メタデータで音楽,写真,動画の管理が可能に

 Media Center機能は,「Windows Photo Gallery」や「Windows Media Player」と統合され,これらのアプリケーションで付けたメタデータ・タグ機能を使って,音楽や写真,動画データを並び替えたり,選択したりできるようになった。Microsoftは様々なタグをWindows Vistaにあらかじめ組み込んでいる。例えば,写真を管理するWindows Photo Galleryには「Flowers(花)」「Landscape(風景)」「Ocean(海)」「Wildlife(自然)」といったタグが用意されている。

 Windows Vistaは,HD-DVDとBR-DVDの両方に対応しているが,これらの動画が統合的にサポートされているわけではない。つまり,Microsoftは,ベンダーがパソコンに組み込んだHD-DVDプレーヤ・ソフトやBD-DVDプレーヤ・ソフトが,Windows Vistaで正常に動作することを認定するだけである。

「数千個」増えた対応デバイス

 Windows Vista RC1では,初期状態で使用できる周辺機器(デバイス)の数が増えた。Microsoftは正確な数を教えてくれなかったが,RC1に含まれるデバイス・ドライバの数は,Beta 2よりも「数千個」増えており,Windows Vistaの初回起動時に自動実行されるWindows Updateによって,その数はさらに増えるという。

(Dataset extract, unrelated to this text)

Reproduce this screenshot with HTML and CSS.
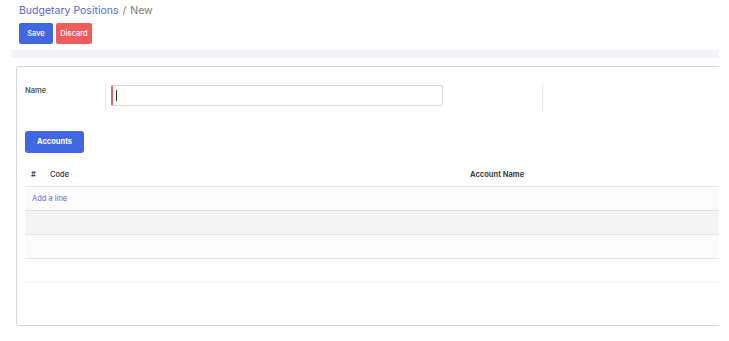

 Microsoftによれば,無線装置,プリンタ,SATAコントローラ,Media Center TVチューナの各ドライバが,大幅に改良されているという。筆者がRC1を最初にインストールした2台のパソコン(1台はデスクトップ,もう1台はノート)では,オーディオ・ドライバを除くすべてのハードウエアが完全に認識された。そして,そのオーディオ・ドライバも,数分も経たぬうちに自動的にダウンロードされ,インストールされた。これはすごい。

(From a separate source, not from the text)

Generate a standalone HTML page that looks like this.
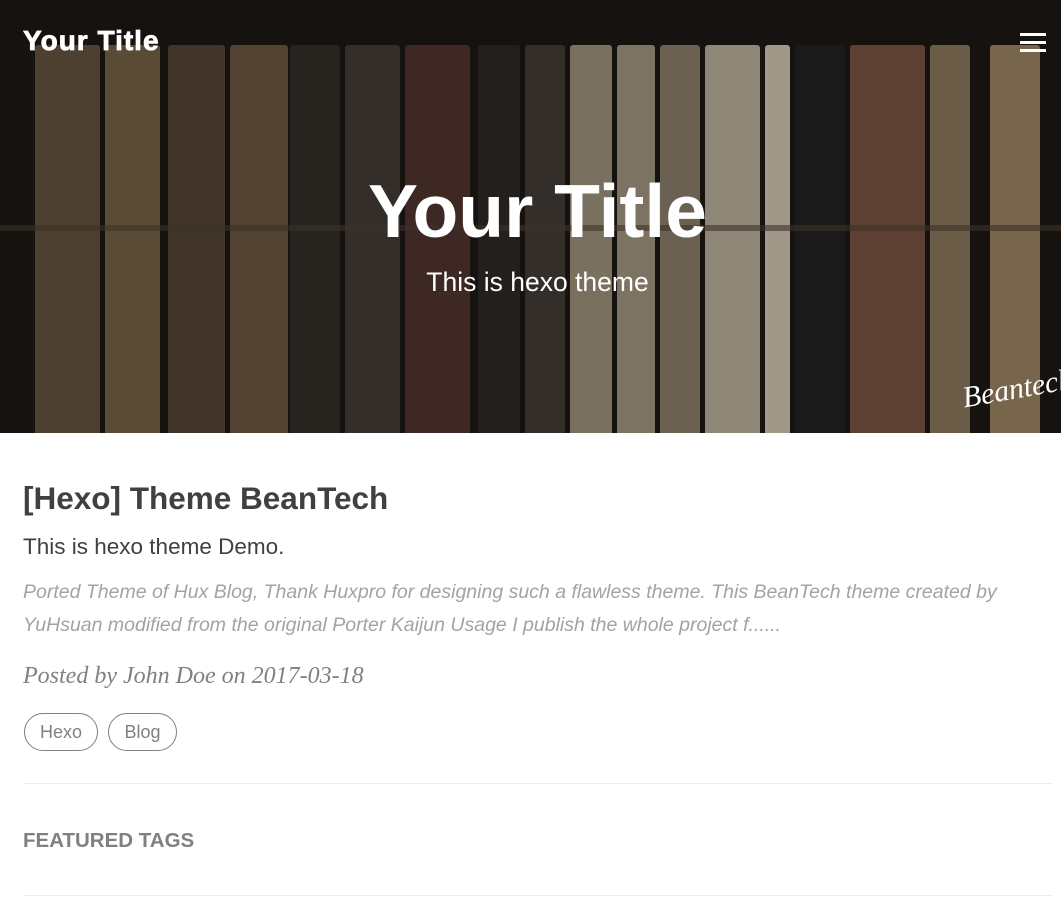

 既にご存知の読者もいるかもしれないが「WinFX」は賢明にもその名前が「.NET Framework 3.0」に変更された。このソフトウエアはデフォルトでRC1に搭載されている。.NET FrameworkがWndowsクライアントにデフォルトで搭載されたのは今回が初めてだ。

 管理者権限で古いDOSコマンド・プロンプトを起動すると,アプリケーションのタイトルバーに「Administrator」と表示され,リスクのある操作をしないようにユーザーの注意を喚起するようになった。何もしないよりはマシ,というところか。